For those who don’t know, Ruins was a powerful prog-rock two-piece
featuring Yoshida and a rock bassist. In this latest incarnation, the
language is jazzcore, with Ryoko’s multi-tracked performance giving Sax
Ruins’ debut what can only be described as a
big-band-on-massive-steroids sensibility. Except for a few
tracks—like the nimble yet lethal “Pig Brag Crack”—the 17
instrumentals gathered here are titled via the band’s own made-up
language (e.g., “Hyderomastgroningem”).

The music itself is a scary Frankenstein patchwork of Sabbath, Zorn
and Glenn Miller, shambling its way down a path of free musical
expression.
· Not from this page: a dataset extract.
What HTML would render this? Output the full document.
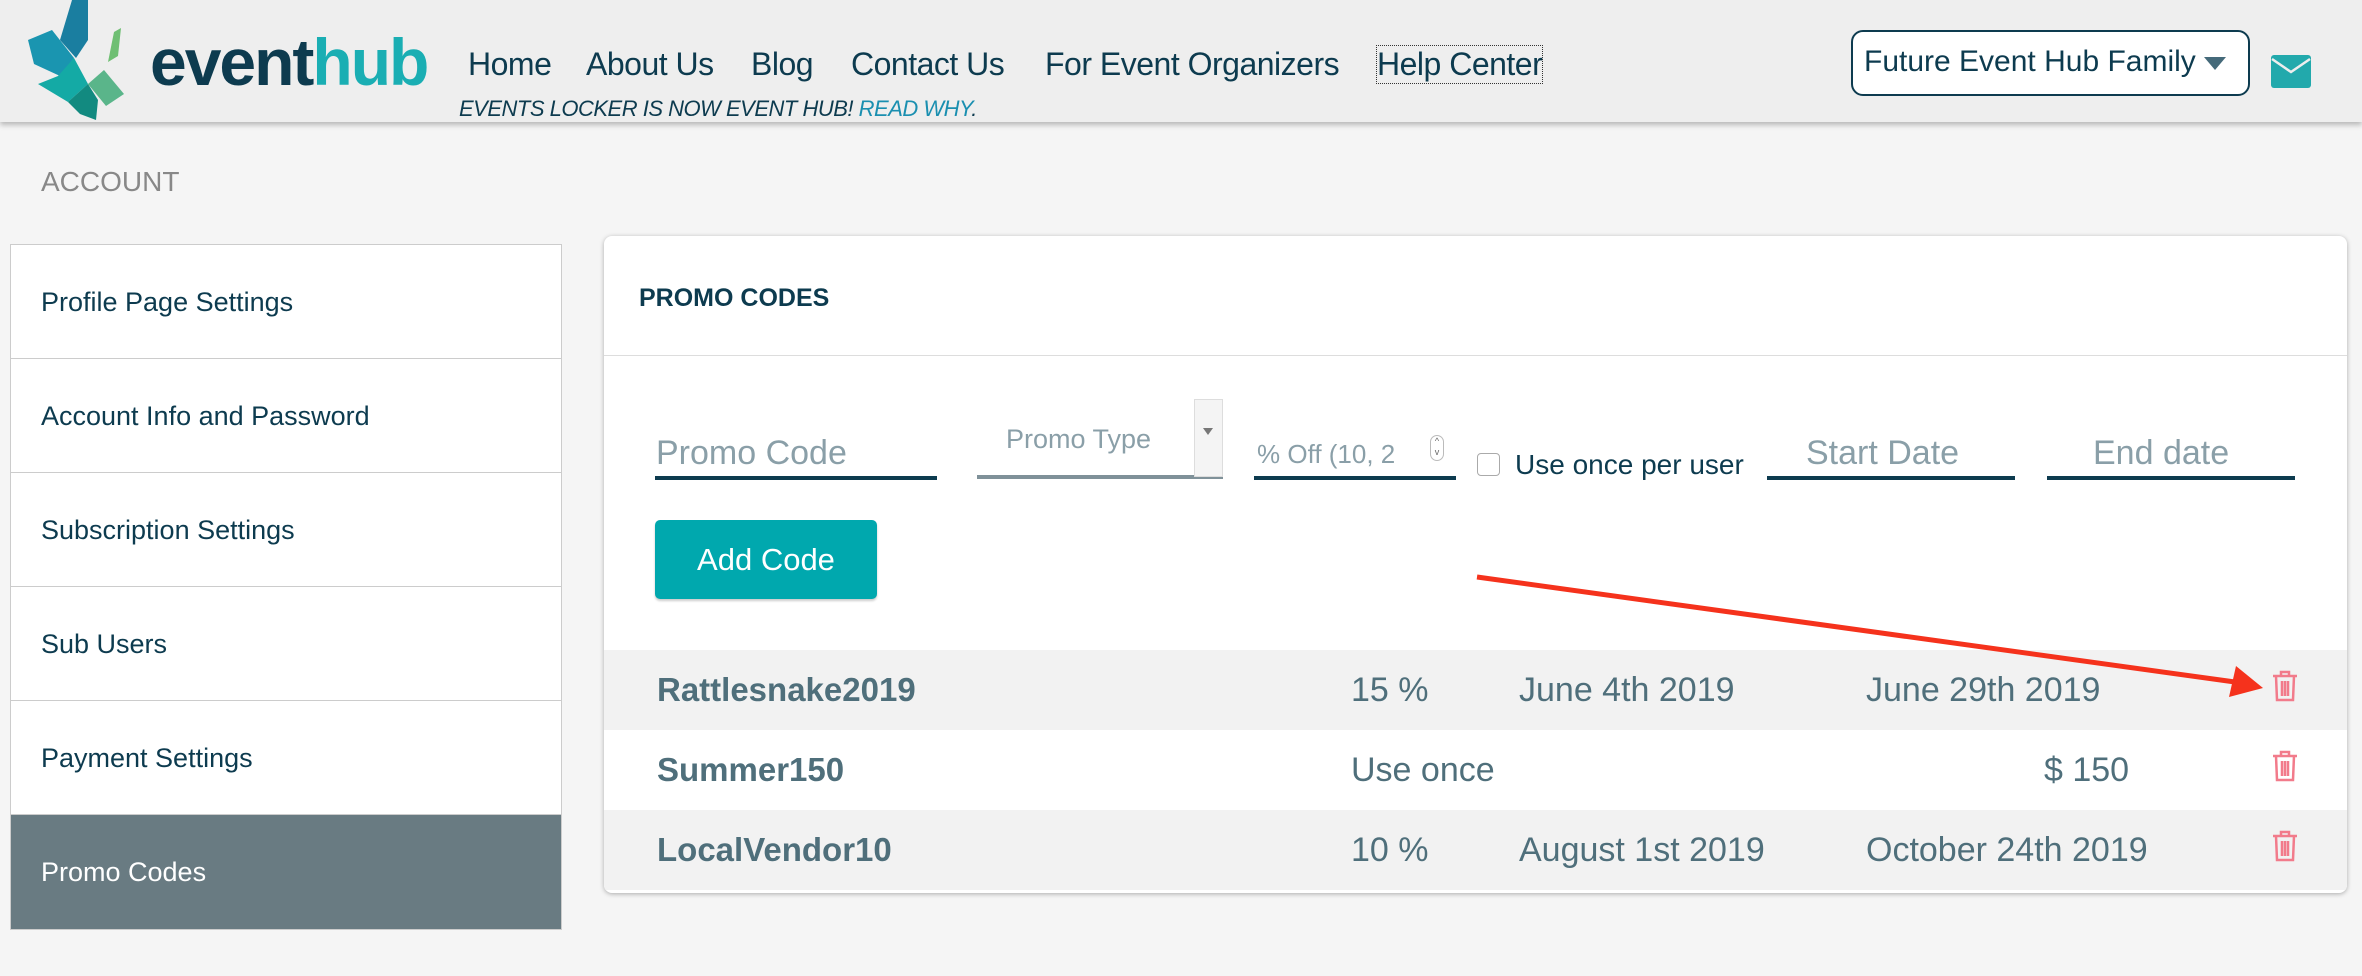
<!DOCTYPE html>
<html><head><meta charset="utf-8"><style>
*{box-sizing:border-box;margin:0;padding:0}
body{width:2362px;height:976px;background:#f5f5f5;font-family:"Liberation Sans",sans-serif;position:relative;overflow:hidden;color:#0d3b4f}
.hdr{position:absolute;left:0;top:0;width:2362px;height:122px;background:#eeeeee;box-shadow:0 3px 5px rgba(0,0,0,.25)}
.a{position:absolute;white-space:nowrap}
.nav{top:46px;font-size:32px;color:#0d3b4f;letter-spacing:-0.5px}
.side{position:absolute;left:10px;top:244px;width:552px;border:1px solid #ccc;background:#fff}
.side div{height:114px;border-bottom:1px solid #ccc;font-size:27px;padding-left:30px;line-height:114px;color:#0d3b4f}
.side div:last-child{border-bottom:none;background:#697b82;color:#fff}
.panel{position:absolute;left:604px;top:236px;width:1743px;height:657px;background:#fff;border-radius:8px;box-shadow:0 1px 5px rgba(0,0,0,.3);overflow:hidden}
.ph{color:#8a9fa8;font-size:34px}
.ul{position:absolute;height:4px;background:#0d3b4f}
.row{position:absolute;left:0;width:1743px;height:80px}
.row span{position:absolute;top:21px;font-size:34px;color:#4f6f7b}
.row b{position:absolute;top:21px;left:53px;font-size:33px;color:#4f6f7b}
.tr{position:absolute;left:1667px;top:20px}
</style></head><body>
<div class="hdr">
<svg class="a" style="left:24px;top:0" width="120" height="120" viewBox="0 0 120 120">
<polygon points="48,0 64,0 64,40 52,58 36,40" fill="#1a7ea0"/>
<polygon points="4,40 28,30 50,58 36,76 10,64" fill="#1a95b0"/>
<polygon points="90,32 97,28 94,56 84,62" fill="#6fbf73"/>
<polygon points="34,76 50,58 64,84 44,102 14,84" fill="#14aaa5"/>
<polygon points="64,84 80,70 100,94 82,106" fill="#5ab58a"/>
<polygon points="44,102 64,84 74,100 72,120 56,114" fill="#128a80"/>
</svg>
<div class="a" style="left:150px;top:24px;font-size:66px;font-weight:bold;letter-spacing:-2px"><span style="color:#0d3b4f">event</span><span style="color:#1aaeb3">hub</span></div>
<div class="a nav" style="left:468px">Home</div>
<div class="a nav" style="left:586px">About Us</div>
<div class="a nav" style="left:751px">Blog</div>
<div class="a nav" style="left:851px">Contact Us</div>
<div class="a nav" style="left:1045px">For Event Organizers</div>
<div class="a nav" style="left:1377px;outline:1px dotted #333">Help Center</div>
<div class="a" style="left:459px;top:96px;font-size:22px;font-style:italic;letter-spacing:-0.5px">EVENTS LOCKER IS NOW EVENT HUB! <span style="color:#1a8fb0">READ WHY</span>.</div>
<div class="a" style="left:1851px;top:30px;width:399px;height:66px;border:2px solid #0d3b4f;border-radius:12px;background:#fff;font-size:30px;padding:13px 0 0 11px">Future Event Hub Family
<svg style="position:absolute;right:22px;top:25px" width="22" height="14"><polygon points="0,0 22,0 11,13" fill="#456a7a"/></svg></div>
<svg class="a" style="left:2271px;top:55px" width="40" height="33" viewBox="0 0 40 33"><rect width="40" height="33" rx="3" fill="#22a9ac"/><polyline points="1,4 20,17 39,4" fill="none" stroke="#eee" stroke-width="2.5"/></svg>
</div>
<div class="a" style="left:41px;top:166px;font-size:28px;color:#888">ACCOUNT</div>
<div class="side"><div>Profile Page Settings</div><div>Account Info and Password</div><div>Subscription Settings</div><div>Sub Users</div><div>Payment Settings</div><div>Promo Codes</div></div>
<div class="panel">
<div class="a" style="left:35px;top:48px;font-size:25px;font-weight:bold;color:#0d3b4f">PROMO CODES</div>
<div class="a" style="left:0;top:119px;width:1743px;height:1px;background:#ddd"></div>
<div class="a ph" style="left:52px;top:198px">Promo Code</div><div class="ul" style="left:51px;top:240px;width:282px"></div>
<div class="a" style="left:373px;top:163px;width:246px;height:80px;border-bottom:4px solid #7f9199"></div>
<div class="a" style="left:402px;top:188px;font-size:27px;color:#8a9fa8">Promo Type</div>
<div class="a" style="left:590px;top:163px;width:29px;height:78px;background:#f4f4f4;border:1px solid #ddd"><svg style="position:absolute;left:8px;top:28px" width="10" height="7"><polygon points="0,0 10,0 5,7" fill="#777"/></svg></div>
<div class="a" style="left:653px;top:203px;font-size:26px;color:#8a9fa8">% Off (10, 2</div>
<div class="a" style="left:826px;top:199px;width:14px;height:26px;border:1px solid #bbb;border-radius:7px;font-size:9px;line-height:11px;text-align:center;color:#666">^<br>v</div>
<div class="ul" style="left:650px;top:240px;width:202px"></div>
<div class="a" style="left:873px;top:217px;width:23px;height:23px;border:1px solid #aaa;border-radius:4px"></div>
<div class="a" style="left:911px;top:213px;font-size:28px;color:#0d3b4f">Use once per user</div>
<div class="a ph" style="left:1202px;top:198px">Start Date</div><div class="ul" style="left:1163px;top:240px;width:248px"></div>
<div class="a ph" style="left:1489px;top:198px">End date</div><div class="ul" style="left:1443px;top:240px;width:248px"></div>
<div class="a" style="left:51px;top:284px;width:222px;height:79px;background:#00a8ae;border-radius:5px;color:#fff;font-size:31px;text-align:center;line-height:79px;box-shadow:0 2px 2px rgba(0,0,0,.2)">Add Code</div>
<div class="row" style="top:414px;background:#f2f2f2"><b>Rattlesnake2019</b><span style="left:747px">15 %</span><span style="left:915px">June 4th 2019</span><span style="left:1262px">June 29th 2019</span><svg class="tr" width="28" height="32" viewBox="0 0 28 32"><g fill="none" stroke="#f27b8b" stroke-width="2.5"><path d="M2,6H26M10,6V2H18V6M5,6L6,30H22L23,6M11,11V26M14,11V26M17,11V26"/></g></svg></div>
<div class="row" style="top:494px;background:#fff"><b>Summer150</b><span style="left:747px">Use once</span><span style="left:1440px">$ 150</span><svg class="tr" width="28" height="32" viewBox="0 0 28 32"><g fill="none" stroke="#f27b8b" stroke-width="2.5"><path d="M2,6H26M10,6V2H18V6M5,6L6,30H22L23,6M11,11V26M14,11V26M17,11V26"/></g></svg></div>
<div class="row" style="top:574px;background:#f2f2f2"><b>LocalVendor10</b><span style="left:747px">10 %</span><span style="left:915px">August 1st 2019</span><span style="left:1262px">October 24th 2019</span><svg class="tr" width="28" height="32" viewBox="0 0 28 32"><g fill="none" stroke="#f27b8b" stroke-width="2.5"><path d="M2,6H26M10,6V2H18V6M5,6L6,30H22L23,6M11,11V26M14,11V26M17,11V26"/></g></svg></div>
</div>
<svg class="a" style="left:0;top:0" width="2362" height="976"><line x1="1477" y1="577" x2="2235" y2="682" stroke="#f5321c" stroke-width="5"/><polygon points="2263,688 2229,697 2236,666" fill="#f5321c"/></svg>
</body></html>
Ryoko reportedly uses “nonbreath circulation technique and
multi-phonics” to generate her awesome noise, but her real strength
lies in her ideas, which are genre-spanning. Is the world ready for the
drop-on-a-dime turnarounds in “Znohjmo,” which goes from Slayer to
“Superfly” to Sinatra in the space of a few heartbeats? Who cares?
These are exceptional experiments any way they slice you.

Sax Ruins demolishes the last remaining walls between musical
categories like no other band.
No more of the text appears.